Why Local EoP Matters—Risk Scenarios
Elevation-of-privilege vulnerabilities that require local access are often underestimated, but they serve as critical stepping stones in real-world attacks. Consider these common scenarios:
- Insider Threats: A malicious or negligent employee with limited file server access could abuse this flaw to gain administrative control, enabling data theft, deletion, or sabotage.
- Post-Compromise Escalation: Remote attackers rarely begin with SYSTEM rights. Once they obtain a low-privileged shell through phishing, unpatched RCE, or misconfigured services, an EoP like CVE-2025-29973 becomes the logical next move to gain full control.
- Hybrid Amplification: Because Azure File Sync bridges on-premises servers and Azure cloud storage, tampering with sync operations or file ACLs can corrupt cloud replicas or expose synchronized data, dramatically increasing the blast radius.
- Operational Exposure: Large enterprise fleets often include servers that lag behind on patches. A single unmitigated Azure File Sync host can become the pivot point for lateral movement across an entire domain.
These dynamics make rapid verification and remediation essential, even if the vulnerability’s inherent complexity limits automated, mass exploitation.
Immediate Actions for IT Teams
Organizations should treat this advisory with high priority. The following prioritized checklist is designed for the first 24–72 hours:
- Inventory: Document every Windows server running the Azure File Sync agent, noting the agent version and business criticality.
- Check Azure Service Health: Log into the Azure Portal and look for Service Health alerts referencing CVE-2025-29973 or Azure File Sync. Follow any tenant-specific instructions provided there.
- Validate Patch Status:
- If Service Health says no action is required, verify that your agent versions are already covered by the service-side fix.
- If an agent update is recommended, test and deploy it in a staged rollout, beginning with non-production servers.
- If manual ACL corrections are needed, schedule change windows, back up critical data, and implement the corrections with proper authorization. - Audit ACLs: Review file system permissions on all synchronized shares. Enforce least privilege for user and service accounts that interact with Azure File Sync.
- Enhance Monitoring: Update SIEM rules and local audit policies to detect unusual privilege escalation activities—unexpected file ACL changes, system file writes by non-admin processes, or new scheduled tasks created by low-privileged accounts.
- Isolate If Necessary: If remediation cannot be completed immediately, consider temporarily isolating critical file servers from the wider network to reduce lateral movement risks.
- Update Incident Response Playbooks: Incorporate this EoP vector into your response procedures, ensuring that backups are intact and restoration processes are tested.
CVE ID Confusion: A Practical Warning
During the early hours of this disclosure, some community threads and internal ticketing systems referenced CVE-2025-53729 instead of CVE-2025-29973. The correct, canonical identifier for the Azure File Sync elevation-of-privilege vulnerability is CVE-2025-29973, as listed by Microsoft’s Security Response Center (MSRC) and all major CVE aggregators.

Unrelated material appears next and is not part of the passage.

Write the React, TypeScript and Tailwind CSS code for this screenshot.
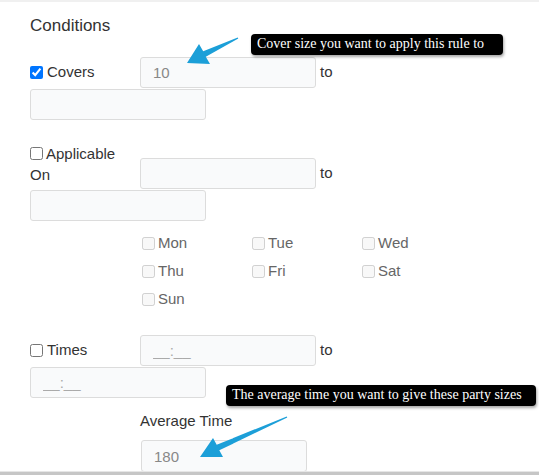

Administrators should immediately reconcile any internal references that use the erroneous ID, as mismatched identifiers can delay patching and cause compliance headaches. Always rely on the MSRC advisory and your Azure Service Health notifications for the most accurate information.
Long-Term Security Hardening for Azure File Sync
CVE-2025-29973 serves as a stark reminder that hybrid cloud services demand rigorous, ongoing security attention. Use this incident to strengthen your overall posture:
- Harden Identity and Access Management: Enforce least privilege for all accounts—human and service—that touch Azure File Sync servers. Consider just-in-time (JIT) elevation for administrative tasks.
- Segment Hybrid Infrastructure: Place sync servers in isolated network zones with strict firewall rules and ACLs, limiting exposure to lateral movement.
- Automate Patch and Inventory Management: Deploy automated tools to inventory Azure File Sync agents across your fleet and enforce rapid patch compliance. Maintain a configuration management database (CMDB) that tracks hybrid agent versions.
- Conduct Proactive Testing: Include Azure File Sync scenarios in red-team exercises and tabletop simulations. Run periodic access control reviews and use automated tools to detect inconsistent or excessive permissions.
- Improve Logging and Observability: Centralize logs for file operations, authentication events, and process creation. Correlate suspicious patterns—for example, a low-privileged user attempting to modify system binaries—to catch exploitation attempts early.
The Bigger Picture
Elevation-of-privilege flaws in hybrid cloud components bridge two worlds that often have different patching cadences. While Microsoft’s service-side mitigation for CVE-2025-29973 streamlined the response for many customers, the reality is that not every organization was fully covered. Verification remains a manual, critical step. By acting quickly—inventorying, validating, and locking down ACLs—IT teams can turn a potentially dangerous vulnerability into a manageable operational task.